Continuous glucose monitoring systems generally include a sensor such as a subcutaneous analyte sensor, at least a portion of which is configured for fluid contact with biological fluid, for detecting analyte levels such as for example glucose or lactate levels, a transmitter (such as for example an RF transmitter) in communication with the sensor and configured to receive the sensor signals and to transmit them to a corresponding receiver unit by for example, using RF data transmission protocol. The receiver may be operatively coupled to a glucose monitor that performs glucose related calculations and data analysis.
The transmitter may be mounted or adhered to the skin of a patient and also in signal communication with the sensor. Generally, the sensor is configured to detect the analyte of the patient over a predetermined period of time, and the transmitter is configured to transmit the detected analyte information over the predetermined period of time for further analysis. To initially deploy the sensor so that the sensor contacts and electrodes are in fluid contact with the patient's analyte fluids, a separate deployment mechanism such as a sensor inserter or introducer is used. Moreover, a separate base component or mounting unit is provided on the skin of the patient so that the transmitter unit may be mounted thereon, and also, to establish signal communication between the transmitter unit and the analyte sensor.
As discussed above, the base component or mounting unit is generally adhered to the skin of the patient using an adhesive layer that is fixedly provided on the bottom surface of the base component or the mounting unit for the transmitter. To minimize data errors in the continuous or semi-continuous monitoring system, it is important to properly insert the sensor through the patient's skin and securely retain the sensor during the time that the sensor is configured to detect analyte levels. In addition to accurate positioning of the sensor through the skin of the patient, it is important to minimize the level of pain associated with the insertion of the sensor through the patient's skin.
Additionally, for the period of continuous or semi-continuous monitoring which can include, for example, 3 days, 5 days or 7 days, it is important to have the transmitter unit securely mounted to the patient, and more importantly, in proper contact with the analyte sensor so as to minimize the potential errors in the monitored data. Indeed, when mounted onto the skin using adhesives, bodily fluid such as sweat and muscle flexure may weaken the adhesive securing the transmitter unit onto the skin surface, and which may potentially cause the transmitter unit to detach from the skin prematurely.

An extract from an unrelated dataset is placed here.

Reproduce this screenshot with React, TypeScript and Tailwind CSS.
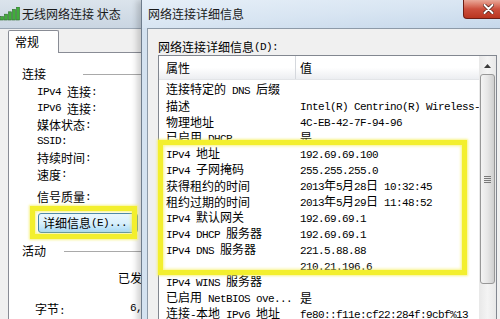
import React from 'react';

const Mix: React.FC<{ t: string }> = ({ t }) => {
  const parts = t.split(/([\x00-\x7f]+)/).filter(Boolean);
  return (
    <>
      {parts.map((p, i) =>
        /^[\x00-\x7f]+$/.test(p) ? (
          <span key={i} className="font-['Liberation_Mono'] text-[11px] tracking-[-0.6px]">
            {p}
          </span>
        ) : (
          <span key={i} className="text-[12px]">
            {p}
          </span>
        )
      )}
    </>
  );
};

const leftLabels = ['IPv4 连接:', 'IPv6 连接:', '媒体状态:', 'SSID:', '持续时间:', '速度:'];

const details: [string, string][] = [
  ['连接特定的 DNS 后缀', ''],
  ['描述', 'Intel(R) Centrino(R) Wireless-'],
  ['物理地址', '4C-EB-42-7F-94-96'],
  ['已启用 DHCP', '是'],
  ['IPv4 地址', '192.69.69.100'],
  ['IPv4 子网掩码', '255.255.255.0'],
  ['获得租约的时间', '2013年5月28日 10:32:45'],
  ['租约过期的时间', '2013年5月29日 11:48:52'],
  ['IPv4 默认网关', '192.69.69.1'],
  ['IPv4 DHCP 服务器', '192.69.69.1'],
  ['IPv4 DNS 服务器', '221.5.88.88'],
  ['', '210.21.196.6'],
  ['IPv4 WINS 服务器', ''],
  ['已启用 NetBIOS ove...', '是'],
  ['连接-本地 IPv6 地址', 'fe80::f11e:cf22:284f:9cbf%13'],
];

const SignalIcon = () => (
  <svg width="21" height="14" viewBox="0 0 21 14">
    {[0, 1, 2, 3, 4].map((i) => (
      <rect
        key={i}
        x={i * 4 + 0.5}
        y={12 - (i + 1) * 2.4}
        width="3"
        height={(i + 1) * 2.4 + 1}
        fill="#3fae3a"
        stroke="#2d6b2a"
        strokeWidth="0.6"
      />
    ))}
  </svg>
);

const StatusWindow = () => (
  <div className="absolute left-0 top-0 w-[180px] h-[340px] flex flex-col">
    {/* title */}
    <div className="h-[28px] flex items-center bg-gradient-to-b from-[#dbe4ec] to-[#cad6e2] text-[#1a1a1a]">
      <SignalIcon />
      <span className="ml-[1px] text-[12px] leading-none">无线网络连接 状态</span>
    </div>
    <div className="flex-1 flex flex-col bg-[#f0f0f0] border-t border-[#9aa6b4] pt-[1px] pl-[8px]">
      <div className="h-[23px] flex">
        <div className="w-[51px] h-[23px] border border-b-0 border-[#898c95] bg-white rounded-t-[2px] flex items-center pl-[6px] text-[12px] leading-none relative z-10">
          常规
        </div>
      </div>
      <div className="flex-1 -mt-px border border-[#898c95] bg-white flex flex-col whitespace-pre leading-none">
        <div className="mt-[13px] h-[16px] flex items-center pl-[13px]">
          <span className="w-[61px] text-[12px]">连接</span>
          <div className="flex-1 h-px bg-[#a9a9a9]" />
        </div>
        <div className="mt-[2px] flex flex-col pl-[28px]">
          {leftLabels.map((l) => (
            <div key={l} className="h-[16.5px] flex items-center">
              <Mix t={l} />
            </div>
          ))}
        </div>
        <div className="mt-[6px] h-[16px] flex items-center pl-[28px]">
          <Mix t="信号质量:" />
        </div>
        <div className="mt-[8px] ml-[29px] w-[100px] h-[20px] rounded-[3px] border border-[#3c7fb1] bg-gradient-to-b from-[#eaf6fd] via-[#d9f0fc] to-[#a7d9f5] flex items-center pl-[4px]">
          <Mix t="详细信息(E)..." />
        </div>
        <div className="mt-[10px] h-[16px] flex items-center pl-[13px]">
          <span className="w-[42px] text-[12px]">活动</span>
          <div className="flex-1 h-px bg-[#a9a9a9]" />
        </div>
        <div className="mt-[11px] h-[16px] flex items-center pl-[109px]">
          <span className="text-[12px]">已发送</span>
        </div>
        <div className="mt-[14px] h-[16px] flex items-center pl-[26px]">
          <span className="w-[95px]">
            <Mix t="字节:" />
          </span>
          <Mix t="6,520" />
        </div>
      </div>
    </div>
  </div>
);

const DetailsWindow = () => (
  <div className="absolute left-[141px] top-0 w-[380px] h-[340px] flex flex-col border-l border-[#6e7c8c] bg-gradient-to-r from-[#d4e2f0] to-[#c6d8ea] shadow-[-4px_0_6px_rgba(0,0,0,0.18)]">
    {/* title */}
    <div className="h-[28px] flex items-center pl-[6px] bg-gradient-to-br from-[#e6eff8] via-[#d8e5f2] to-[#c5d7ea] relative">
      <span className="text-[12px] leading-none text-[#1a1a1a]">网络连接详细信息</span>
      <div className="absolute left-[321px] top-0 w-[46px] h-[19px] rounded-bl-[4px] border border-t-0 border-[#6d1d14] bg-gradient-to-b from-[#e9a899] via-[#cc4f3d] to-[#b9351f] flex items-center pl-[19px]">
        <svg width="11" height="10" viewBox="0 0 11 10">
          <path d="M1.5 1 L9.5 9 M9.5 1 L1.5 9" stroke="#4a1a12" strokeWidth="3.4" strokeLinecap="round" />
          <path d="M1.5 1 L9.5 9 M9.5 1 L1.5 9" stroke="#ffffff" strokeWidth="2" strokeLinecap="round" />
        </svg>
      </div>
    </div>
    <div className="flex-1 flex pl-[5px]">
      <div className="flex-1 bg-[#f0f0f0] border-l border-t border-[#8d9aa8] flex flex-col pl-[10px] whitespace-pre leading-none">
        <div className="mt-[12px] h-[12px] flex items-center">
          <Mix t="网络连接详细信息(D):" />
        </div>
        <div className="mt-[2px] w-[339px] flex-1 border border-[#828790] bg-white flex">
          <div className="flex-1 flex flex-col overflow-hidden">
            <div className="h-[24px] shrink-0 flex items-center bg-gradient-to-b from-white via-white to-[#eceef1] border-b border-[#e3e5e8]">
              <span className="w-[136px] pl-[7px] text-[12px]">属性</span>
              <div className="w-px h-full bg-[#d5d8dd]" />
              <span className="pl-[4px] text-[12px]">值</span>
            </div>
            {details.map(([k, v], i) => (
              <div key={i} className="h-[16px] shrink-0 flex items-center">
                <div className="w-[141px] pl-[7px] overflow-hidden">
                  <Mix t={k} />
                </div>
                <div className="flex-1 overflow-hidden whitespace-nowrap">
                  <Mix t={v} />
                </div>
              </div>
            ))}
          </div>
          {/* scrollbar */}
          <div className="w-[17px] bg-gradient-to-r from-[#e8e8e8] via-[#f4f4f4] to-[#e8e8e8] flex flex-col px-[1px] pt-[1px]">
            <div className="h-[17px] flex items-center justify-center">
              <svg width="7" height="4" viewBox="0 0 7 4">
                <path d="M0 4 L3.5 0 L7 4 Z" fill="#3a3a3a" />
              </svg>
            </div>
            <div className="h-[210px] rounded-[3px] border border-[#989898] bg-gradient-to-r from-[#f4f4f4] via-[#e6e6e6] to-[#cfcfcf] flex items-center justify-center">
              <div className="flex flex-col gap-[1px]">
                {[0, 1, 2, 3].map((g) => (
                  <div key={g} className="w-[7px] h-px bg-[#7a7a7a]" />
                ))}
              </div>
            </div>
          </div>
        </div>
      </div>
    </div>
  </div>
);

export default function App() {
  return (
    <div className="relative w-[500px] h-[319px] overflow-hidden bg-white text-black font-['Noto_Sans_CJK_SC','Liberation_Sans',sans-serif]">
      <StatusWindow />
      <DetailsWindow />
      {/* highlight marks */}
      <div className="absolute left-[30px] top-[206px] w-[107px] h-[33px] border-[5px] border-[#f3ef2e] shadow-[0_0_2px_1px_rgba(245,240,90,0.7),inset_0_0_3px_1px_rgba(245,240,90,0.7)]" />
      <div className="absolute left-[158px] top-[140px] w-[309px] h-[135px] border-[5px] border-[#f3ef2e] shadow-[0_0_2px_1px_rgba(245,240,90,0.7),inset_0_0_3px_1px_rgba(245,240,90,0.7)]" />
    </div>
  );
}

In view of the foregoing, it would be desirable to have methods and apparatuses which would minimize the number of components that are needed for the patient to manipulate in order to deploy the sensor and the transmitter unit to properly be initialized and set-up so that the sensor may be configured to monitor a biological fluid to detect, for example, analyte levels of the patient and the transmitter unit may be configured to transmit data associated with the detected analyte levels of the patient. Further, it would be desirable to have methods and apparatuses that include an integrated sensor insertion mechanism and transmitter mount or housing portion which may be mounted on the patient's skin securely, with ease and relative little pain to the patient.